Tracker ECB or existing Variable LTV

nemesis2001

Registered User
Messages
102
Took out a 289K mortgage is Nov 2006 and fixed for three years at 4.79% (TG). Mortgage with ICS and they have writen to provide us with 4 options:
1. Tracker variable ECB+1.25% (2.25%)
2. Existing variable LTV rate PDH (2.70%)
3. Fixed for two years 3.12% and/or
4. Fized for 3 years: 3.6%

Donot know much about mortgages so would appreciate if someone could comment as to what is best option. Optin 2 means not much to me (LTV and PDH).
TIA
 
Take the tracker unless future ECB interest rate increases will overstretch you.


[broken link removed]
 
TRACKER or two year but monitor all rates with existing lender monthly.
 
Interesting article is WSJ that will lead us not to fix.


  • OCTOBER 7, 2009
IMF Economist: ECB Need Not Hike Rates



ISTANBUL -- The European Central Bank has little reason to raise rates over the next 12 months because of a muted inflation outlook, a senior economist at the International Monetary Fund said Monday.

Central banks have welcomed the boom in asset prices during the past six months. They hope wealth effects lift growth. But they might not welcome the real message investors are sending: expect inflation, and a lot of it.





"The ECB can, as far as we can see over the next year, maintain a very accommodative monetary policy," Joerg Decressin, the head of the IMF's department for global economic studies, told Dow Jones Newswires in an interview.
Consumer prices in the euro zone are likely to rise 0.3% in 2009 and 0.8% in 2010, fresh IMF forecasts showed Thursday. Such an outcome would be well below the ECB's goal of keeping the annual inflation rate at just below 2% over the medium term.
Speaking on the sidelines of IMF and World Bank meetings in Istanbul, Mr. Decressin called for a "staggered exit" by European governments from special measures to stimulate economic activity. Coordination does not mean that "we are all going to hike rates and lower deficits at the same time" -- that's because different EU governments face different challenges, he said.
Turning to Germany's economic outlook, Mr. Decressin said that there are still "slight downside risks" to the country's economic outlook.
The IMF forecast that the euro zone's largest economy will contract by 5.3% this year, before returning to modest growth of around 0.3% in 2010.
"The economic recovery doesn't yet stand on solid feet" and there is a risk that rising unemployment and slack demand may cause further credit defaults, Mr. Decressin said.
Against this backdrop, Germany's incoming coalition government should continue to support the economy, but there is currently "no need to initiate addition fiscal stimulus," the IMF economist said.
 
A 1.25% tracker is very good in the current climate, as all trackers have been scrapped for new customers.

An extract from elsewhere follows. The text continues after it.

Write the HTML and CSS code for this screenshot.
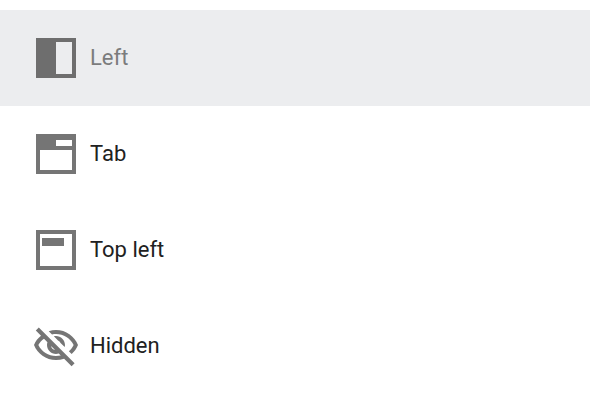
FILE: index.html
```html
<!DOCTYPE html>
<html lang="en">
<head>
    <meta charset="UTF-8">
    <meta name="viewport" content="width=device-width, initial-scale=1.0">
    <title>Position</title>
    <link rel="stylesheet" href="styles.css">
</head>
<body>
    <div class="menu">
        <button class="option selected" type="button">
            <svg class="icon" viewBox="0 0 48 48" aria-hidden="true">
                <path fill-rule="evenodd" d="M4 4h40v40H4zM24 8v32h16V8z"/>
            </svg>
            <span>Left</span>
        </button>
        <button class="option" type="button">
            <svg class="icon" viewBox="0 0 48 48" aria-hidden="true">
                <path fill-rule="evenodd" d="M4 4h40v40H4zM24 10v6h16v-6zM8 20v20h32V20z"/>
            </svg>
            <span>Tab</span>
        </button>
        <button class="option" type="button">
            <svg class="icon" viewBox="0 0 48 48" aria-hidden="true">
                <path fill-rule="evenodd" d="M4 4h40v40H4zM8 8v32h32V8zM10 12h22v8H10z"/>
            </svg>
            <span>Top left</span>
        </button>
        <button class="option" type="button">
            <svg class="icon" viewBox="0 0 24 24" aria-hidden="true">
                <path d="M12 6c3.79 0 7.17 2.13 8.82 5.5-.59 1.22-1.42 2.27-2.41 3.12l1.41 1.41c1.39-1.23 2.49-2.77 3.18-4.53C21.27 7.11 17 4 12 4c-1.27 0-2.49.2-3.64.57l1.65 1.65C10.66 6.09 11.32 6 12 6zm-1.07 1.14L13 9.21c.57.25 1.03.71 1.28 1.28l2.07 2.07c.08-.34.14-.7.14-1.07C16.5 9.01 14.48 7 12 7c-.37 0-.72.05-1.07.14z"/>
                <path fill-rule="evenodd" d="M1.9 4.3l2.6 2.6C2.96 8.1 1.74 9.64 1 11.5 2.73 15.89 7 19 12 19c1.41 0 2.78-.23 4.06-.64l3.74 3.74 1.5-1.5L3.4 2.8zM6 8.4l1.72 1.72c-.14.44-.22.9-.22 1.38 0 2.48 2.02 4.5 4.5 4.5.48 0 .95-.08 1.38-.22l1 1c-.77.14-1.57.22-2.38.22-3.79 0-7.17-2.13-8.82-5.5.66-1.24 1.66-2.34 2.82-3.1zM9.54 11.94l2.02 2.02c-1.06-.18-1.88-1-2.02-2.02z"/>
            </svg>
            <span>Hidden</span>
        </button>
    </div>
</body>
</html>
```
FILE: styles.css
```css
body {
    margin: 0;
    background-color: #fff;
    font-family: Roboto, Arial, sans-serif;
}

.menu {
    display: flex;
    flex-direction: column;
    padding: 10px 0;
}

.option {
    display: flex;
    align-items: center;
    gap: 10px;
    width: 100%;
    padding: 24px 32px;
    border: none;
    background-color: transparent;
    color: #212121;
    font-family: inherit;
    font-size: 22px;
    line-height: 32px;
    text-align: left;
    cursor: pointer;
}

.option:hover {
    background-color: #f5f5f5;
}

.option.selected {
    background-color: #ecedef;
    color: #7b7c7d;
    cursor: default;
}

.icon {
    width: 48px;
    height: 48px;
    flex-shrink: 0;
    fill: #757575;
}

.selected .icon {
    fill: #6e6e6e;
}
```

I would 100% go for that option.

It means that for the next 20 years or so you know for certain that the bank will always charge you 1.25 above ECB rate.

Two years ago, when trackers were available, 0.75 to 1.00% was the norm. So 1.25 is not too bad. And very good for now.

Bear in mind that current SVRs are 2.25-3.00, i.e. 1.25 to 2.00 above the ECB, and these are expected to rise.
 
The rate you have been offered seems good. I am coming of a fixed rate mortgage with the TSB and one of the options they offered me was a Tracker Rate of 3.25% + ECB rate totaling 4.25%.
 
The rate you have been offered seems good. I am coming of a fixed rate mortgage with the TSB and one of the options they offered me was a Tracker Rate of 3.25% + ECB rate totaling 4.25%.

PTSB put me on a +2.25 above ECB rate earlier this year which I thought was poor considering variaible rate are still less.
Your rate shows how bad that bank is doing, they must be really struggling or trying to deter customers.